The exhibition’s most significant contribution, however, is its resuscitation and recuperation of the grupos, artist collectives that staged urban interventions in the 1970s and 1980s. The work of these artists, many of whom participated in the student movement, is present in the form of original materials, replicas, photographs and films that skilfully recreate their original moment. Images of Mexico City’s demi-monde by Fotógrafos Independientes (Independent Photographers), a group led by Adolfo Patiño from 1976 to 1984, have been hung by clothes pins to recreate their original outdoor display in streets and parks. Their original mats, now yellowed and bent, are poignant evidence of the massive effort undertaken by the curators to rescue these and dozens of other works that could have been completely forgotten or lost, lacking a place in any institutional or market framework in Mexico (until now).

‘The Age of Discrepancies’ is set to travel to the Museo del Arte Latinoamericano de Buenos Aires (MALBA), a context that should inspire useful comparisons with contemporaneous regional movements, from Tucumán Arde to Tropicália.

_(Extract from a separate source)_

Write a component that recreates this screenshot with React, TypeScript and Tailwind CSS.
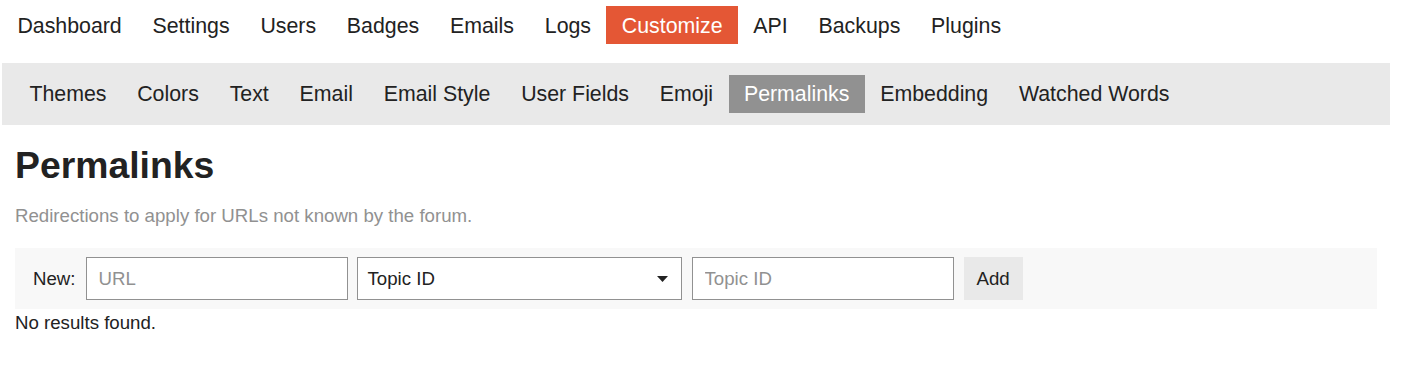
import React from "react";

const mainTabs = ["Dashboard", "Settings", "Users", "Badges", "Emails", "Logs", "Customize", "API", "Backups", "Plugins"];
const subTabs = ["Themes", "Colors", "Text", "Email", "Email Style", "User Fields", "Emoji", "Permalinks", "Embedding", "Watched Words"];

const App = () => {
  return (
    <div className="min-h-screen bg-white font-['Liberation_Sans',Arial,sans-serif] text-[#222222]">
      {/* top admin nav */}
      <nav className="flex pl-[2px] pt-[6px]">
        {mainTabs.map((t) => (
          <a
            key={t}
            href="#"
            className={
              t === "Customize"
                ? "px-[15.4px] pt-[7px] pb-[5px] text-[21.33px] leading-[26px] bg-[#e45735] text-white"
                : "px-[15.4px] pt-[7px] pb-[5px] text-[21.33px] leading-[26px] text-[#222222]"
            }
          >
            {t}
          </a>
        ))}
      </nav>

      {/* customize sub nav */}
      <nav className="mt-[19px] ml-[2px] w-[1388px] flex bg-[#e9e9e9] pl-[12px] py-[12px]">
        {subTabs.map((t) => (
          <a
            key={t}
            href="#"
            className={
              t === "Permalinks"
                ? "px-[15.4px] pt-[6px] pb-[6px] text-[21.33px] leading-[26px] bg-[#919191] text-white"
                : "px-[15.4px] pt-[6px] pb-[6px] text-[21.33px] leading-[26px] text-[#222222]"
            }
          >
            {t}
          </a>
        ))}
      </nav>

      <div className="px-[15px]">
        <h1 className="mt-[18px] text-[37.33px] font-bold leading-[44px]">Permalinks</h1>
        <p className="mt-[17px] text-[18.67px] leading-[24px] text-[#919191]">
          Redirections to apply for URLs not known by the forum.
        </p>

        <div className="mt-[20px] w-[1362px] h-[61px] flex items-center bg-[#f8f8f8] pl-[18px]">
          <label className="text-[18.67px] leading-[24px]">New:</label>
          <input
            type="text"
            placeholder="URL"
            className="ml-[10px] w-[262px] h-[43px] border border-[#919191] bg-white pl-[12px] text-[18.67px] placeholder:text-[#919191] outline-none"
          />
          <div className="ml-[9px] w-[325px] h-[43px] border border-[#919191] bg-white pl-[10px] pr-[13px] flex items-center justify-between text-[18.67px]">
            <span>Topic ID</span>
            <svg width="11" height="6" viewBox="0 0 11 6">
              <path d="M0 0 H11 L5.5 6 Z" fill="#222222" />
            </svg>
          </div>
          <input
            type="text"
            placeholder="Topic ID"
            className="ml-[10px] w-[262px] h-[43px] border border-[#919191] bg-white pl-[12px] text-[18.67px] placeholder:text-[#919191] outline-none"
          />
          <button className="ml-[10px] h-[43px] px-[13px] bg-[#e9e9e9] text-[18.67px] text-[#222222]">Add</button>
        </div>

        <p className="mt-[2px] text-[18.67px] leading-[24px]">No results found.</p>
      </div>
    </div>
  );
};

export default App;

Sorely needed, however, are American and European venues, so that audiences that have grappled with the recent spate of exhibitions of post-1990 Mexican art (among others Klaus Biesenbach’s ‘Mexico City: An Exhibition about the Exchange Rates of Bodies and Values’, at PS1, New York, in 2002, and ‘Made in Mexico’, at the Hammer Musuem, Los Angeles, 2004) can finally begin to understand the origins and complexity of contemporary Mexican art on its own terms.